Molti scrittori non amano le presentazioni pubbliche dei loro libri. In più di un’occasione, dal vivo, ho potuto constatare che per te decisamente non è così. Ho avuto l’impressione che ti alimentassi dell’energia che scaturisce da certi incontri. Che relazione hai con i tuoi lettori? Come possono mettersi in contatto con te? C’è qualche aneddoto curioso che vuoi raccontarci avvenuto durante uno di questi incontri letterari?
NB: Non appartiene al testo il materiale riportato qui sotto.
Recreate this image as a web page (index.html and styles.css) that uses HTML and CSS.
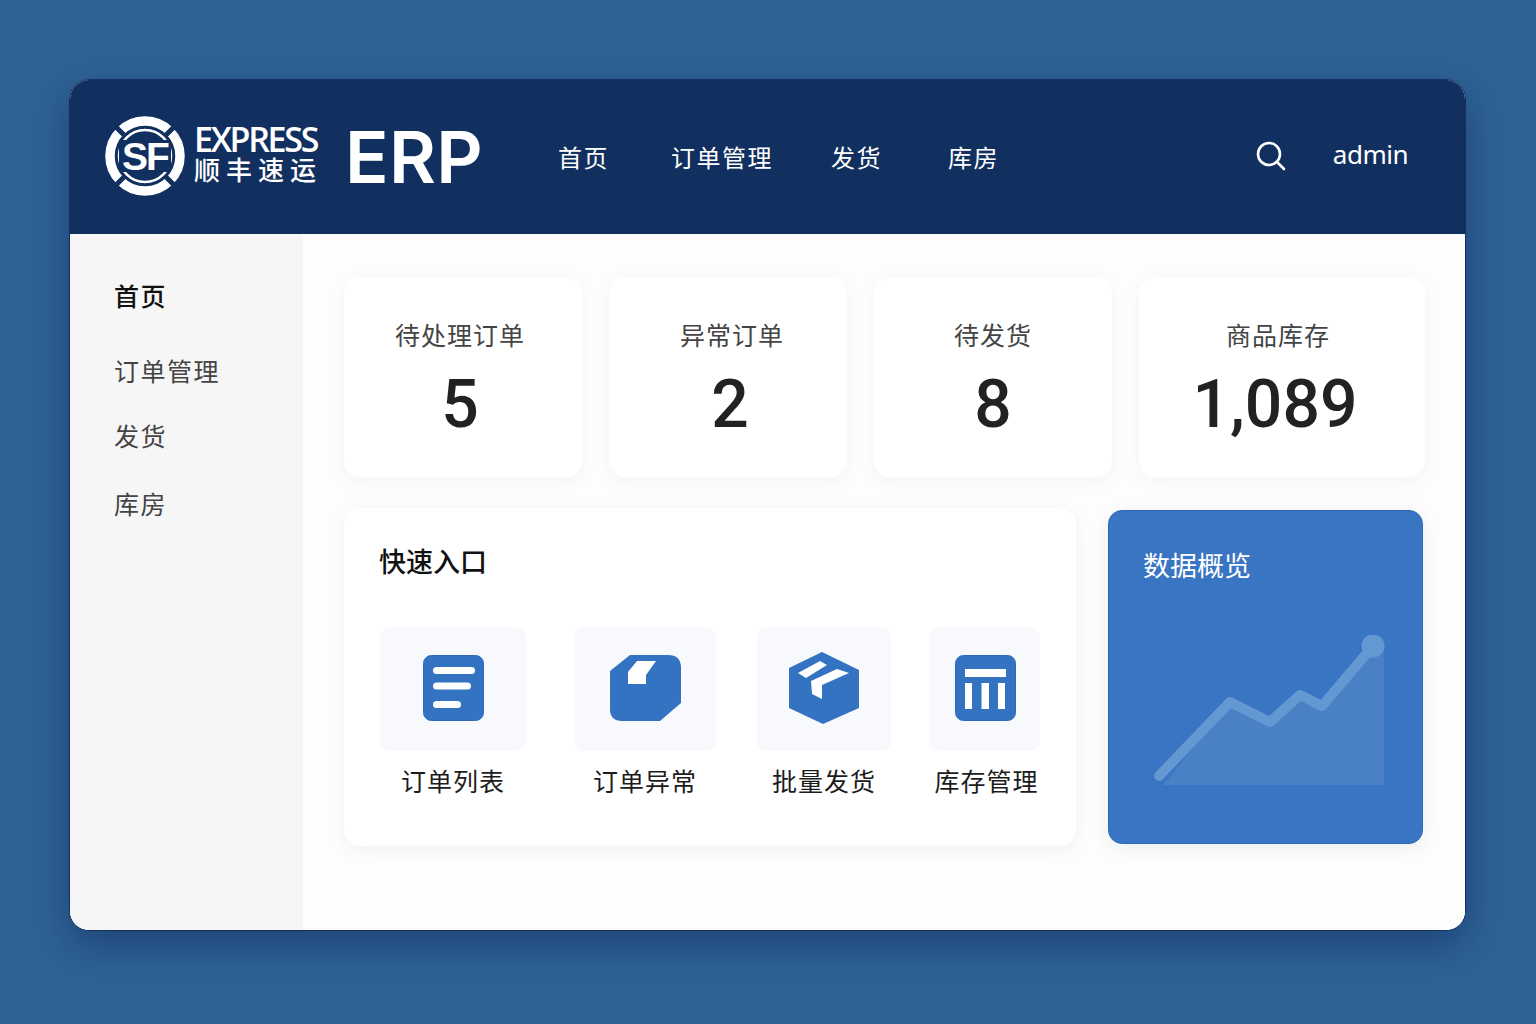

Ciò che io dono con le mie storie mi viene restituito centuplicato quando incontro i lettori alle presentazioni o comunico con loro attraverso i social. È uno scambio di energia potente che mi ispira e mi spinge a fare sempre meglio. Per me rappresentano un motore motivazionale straordinario. Capita a volte che qualche lettore finisca nei miei libri, ad esempio Miracolina, sorella minore di Achille, è una lettrice conosciuta a Nuoro. Capita anche che la realtà superi la fantasia, come quella volta in cui mi scrisse una certa Ianetta.

 

Quali sono i tuoi progetti per il futuro? Continuerai a scrivere di donne, ci sono altri romanzi nel cassetto? Ci sono progetti di traduzioni per l’estero?

In attesa della pubblicazione del mio quarto romanzo, sto lavorando a un nuovo progetto. Il mio sogno rimane sempre lo stesso: scrivere.